**Exercise brief**
Show all lines from the listing below that contain "this".

++++ Records

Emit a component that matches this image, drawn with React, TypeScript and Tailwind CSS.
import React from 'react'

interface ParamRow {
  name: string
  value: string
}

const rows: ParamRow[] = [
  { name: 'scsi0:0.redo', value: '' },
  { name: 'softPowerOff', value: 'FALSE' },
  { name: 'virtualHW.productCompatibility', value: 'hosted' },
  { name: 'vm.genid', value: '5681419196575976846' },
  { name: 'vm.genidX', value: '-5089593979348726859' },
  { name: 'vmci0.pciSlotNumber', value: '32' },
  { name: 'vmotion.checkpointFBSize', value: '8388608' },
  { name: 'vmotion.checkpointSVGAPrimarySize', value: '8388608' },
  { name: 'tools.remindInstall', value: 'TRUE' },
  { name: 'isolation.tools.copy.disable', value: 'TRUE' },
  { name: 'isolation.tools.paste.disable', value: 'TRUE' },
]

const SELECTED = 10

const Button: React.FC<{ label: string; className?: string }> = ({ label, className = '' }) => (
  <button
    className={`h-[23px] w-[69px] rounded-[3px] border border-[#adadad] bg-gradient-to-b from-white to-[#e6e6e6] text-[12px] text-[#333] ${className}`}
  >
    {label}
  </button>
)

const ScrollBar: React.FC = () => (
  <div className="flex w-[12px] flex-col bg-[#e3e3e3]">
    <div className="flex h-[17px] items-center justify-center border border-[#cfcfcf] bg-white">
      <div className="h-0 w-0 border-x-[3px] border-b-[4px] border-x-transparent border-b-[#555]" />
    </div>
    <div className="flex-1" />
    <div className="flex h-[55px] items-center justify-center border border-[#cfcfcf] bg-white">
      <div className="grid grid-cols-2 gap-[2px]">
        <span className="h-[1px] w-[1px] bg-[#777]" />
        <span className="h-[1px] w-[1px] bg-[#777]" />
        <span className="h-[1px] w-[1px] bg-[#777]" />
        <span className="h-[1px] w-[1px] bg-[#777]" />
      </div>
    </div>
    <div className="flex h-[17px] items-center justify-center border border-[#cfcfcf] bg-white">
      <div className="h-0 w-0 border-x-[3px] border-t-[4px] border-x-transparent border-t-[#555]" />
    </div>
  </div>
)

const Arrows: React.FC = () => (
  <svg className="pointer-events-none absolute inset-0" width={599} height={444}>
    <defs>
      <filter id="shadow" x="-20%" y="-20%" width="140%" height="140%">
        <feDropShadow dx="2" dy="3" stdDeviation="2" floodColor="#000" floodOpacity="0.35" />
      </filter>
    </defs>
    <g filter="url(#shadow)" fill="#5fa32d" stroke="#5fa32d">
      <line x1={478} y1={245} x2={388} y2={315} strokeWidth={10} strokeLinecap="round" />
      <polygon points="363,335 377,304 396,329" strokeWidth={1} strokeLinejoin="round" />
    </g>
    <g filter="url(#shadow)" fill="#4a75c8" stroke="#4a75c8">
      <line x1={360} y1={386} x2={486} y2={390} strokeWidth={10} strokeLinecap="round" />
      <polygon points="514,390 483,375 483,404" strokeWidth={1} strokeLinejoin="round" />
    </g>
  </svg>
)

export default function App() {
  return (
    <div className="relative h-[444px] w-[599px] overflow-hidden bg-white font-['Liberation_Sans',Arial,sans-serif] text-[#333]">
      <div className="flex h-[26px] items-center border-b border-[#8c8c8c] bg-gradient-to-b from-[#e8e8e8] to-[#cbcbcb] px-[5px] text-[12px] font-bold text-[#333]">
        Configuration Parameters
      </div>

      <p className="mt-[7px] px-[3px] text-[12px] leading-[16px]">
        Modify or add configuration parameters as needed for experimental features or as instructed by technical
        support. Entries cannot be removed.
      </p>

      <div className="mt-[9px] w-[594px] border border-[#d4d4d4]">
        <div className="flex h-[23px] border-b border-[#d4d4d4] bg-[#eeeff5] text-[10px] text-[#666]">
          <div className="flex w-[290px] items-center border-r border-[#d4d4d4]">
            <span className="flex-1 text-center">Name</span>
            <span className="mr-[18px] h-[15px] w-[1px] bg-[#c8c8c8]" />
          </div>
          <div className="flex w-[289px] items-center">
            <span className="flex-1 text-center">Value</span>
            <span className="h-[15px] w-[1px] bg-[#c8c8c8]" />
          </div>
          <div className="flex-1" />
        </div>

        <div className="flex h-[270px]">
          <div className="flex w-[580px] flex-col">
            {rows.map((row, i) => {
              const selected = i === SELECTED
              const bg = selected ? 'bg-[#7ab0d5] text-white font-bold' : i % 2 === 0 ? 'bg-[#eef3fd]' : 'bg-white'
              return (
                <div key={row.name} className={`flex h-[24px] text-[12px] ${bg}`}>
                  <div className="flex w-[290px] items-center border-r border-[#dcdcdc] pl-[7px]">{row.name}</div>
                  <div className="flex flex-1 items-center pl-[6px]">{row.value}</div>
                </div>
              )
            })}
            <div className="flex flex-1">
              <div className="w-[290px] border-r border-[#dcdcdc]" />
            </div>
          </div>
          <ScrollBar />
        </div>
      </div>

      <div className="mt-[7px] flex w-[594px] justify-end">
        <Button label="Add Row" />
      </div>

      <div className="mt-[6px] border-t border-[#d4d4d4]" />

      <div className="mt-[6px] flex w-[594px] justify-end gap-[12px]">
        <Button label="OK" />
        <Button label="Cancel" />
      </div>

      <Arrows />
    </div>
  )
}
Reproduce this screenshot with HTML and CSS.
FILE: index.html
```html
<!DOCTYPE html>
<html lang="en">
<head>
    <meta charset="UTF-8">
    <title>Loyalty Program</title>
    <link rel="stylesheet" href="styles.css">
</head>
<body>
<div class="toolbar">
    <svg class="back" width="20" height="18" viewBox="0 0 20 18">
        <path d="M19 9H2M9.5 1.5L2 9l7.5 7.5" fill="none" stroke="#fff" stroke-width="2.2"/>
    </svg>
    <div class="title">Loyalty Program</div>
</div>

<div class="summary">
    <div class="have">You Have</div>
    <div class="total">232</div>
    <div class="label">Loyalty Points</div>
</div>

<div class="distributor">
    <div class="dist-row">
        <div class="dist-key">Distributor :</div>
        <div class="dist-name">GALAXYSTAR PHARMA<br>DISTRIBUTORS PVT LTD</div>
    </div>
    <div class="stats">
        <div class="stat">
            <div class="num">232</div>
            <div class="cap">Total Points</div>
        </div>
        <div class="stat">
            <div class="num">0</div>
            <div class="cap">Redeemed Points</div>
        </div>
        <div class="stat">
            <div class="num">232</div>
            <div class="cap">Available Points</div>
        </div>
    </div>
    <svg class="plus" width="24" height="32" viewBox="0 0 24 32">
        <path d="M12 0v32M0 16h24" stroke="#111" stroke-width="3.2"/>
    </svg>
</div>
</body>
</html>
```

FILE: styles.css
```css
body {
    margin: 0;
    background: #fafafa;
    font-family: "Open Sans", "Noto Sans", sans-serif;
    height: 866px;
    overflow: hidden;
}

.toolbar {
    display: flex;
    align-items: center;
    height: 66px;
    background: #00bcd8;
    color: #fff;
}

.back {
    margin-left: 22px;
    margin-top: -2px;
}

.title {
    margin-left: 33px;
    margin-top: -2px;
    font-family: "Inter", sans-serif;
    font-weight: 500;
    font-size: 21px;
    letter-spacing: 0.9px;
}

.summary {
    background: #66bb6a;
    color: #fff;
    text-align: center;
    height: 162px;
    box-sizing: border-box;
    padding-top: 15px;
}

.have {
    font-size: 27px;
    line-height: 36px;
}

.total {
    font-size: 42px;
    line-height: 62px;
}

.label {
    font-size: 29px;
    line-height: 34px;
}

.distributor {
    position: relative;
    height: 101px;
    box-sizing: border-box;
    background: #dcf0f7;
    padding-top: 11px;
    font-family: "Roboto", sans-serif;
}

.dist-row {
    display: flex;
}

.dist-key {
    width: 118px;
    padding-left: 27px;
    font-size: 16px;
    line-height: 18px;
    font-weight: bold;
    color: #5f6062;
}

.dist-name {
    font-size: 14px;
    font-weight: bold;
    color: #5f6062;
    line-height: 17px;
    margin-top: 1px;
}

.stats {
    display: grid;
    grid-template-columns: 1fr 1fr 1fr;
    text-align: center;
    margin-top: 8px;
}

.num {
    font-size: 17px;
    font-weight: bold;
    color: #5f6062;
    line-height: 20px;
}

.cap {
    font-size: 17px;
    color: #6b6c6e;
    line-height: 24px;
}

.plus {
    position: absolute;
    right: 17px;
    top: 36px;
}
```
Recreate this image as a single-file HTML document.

++++++++

**Written response**
Emit a component that matches this image, drawn with React, TypeScript and Tailwind CSS.
Reproduce this screenshot with HTML and CSS.
Recreate this image as a single-file HTML document.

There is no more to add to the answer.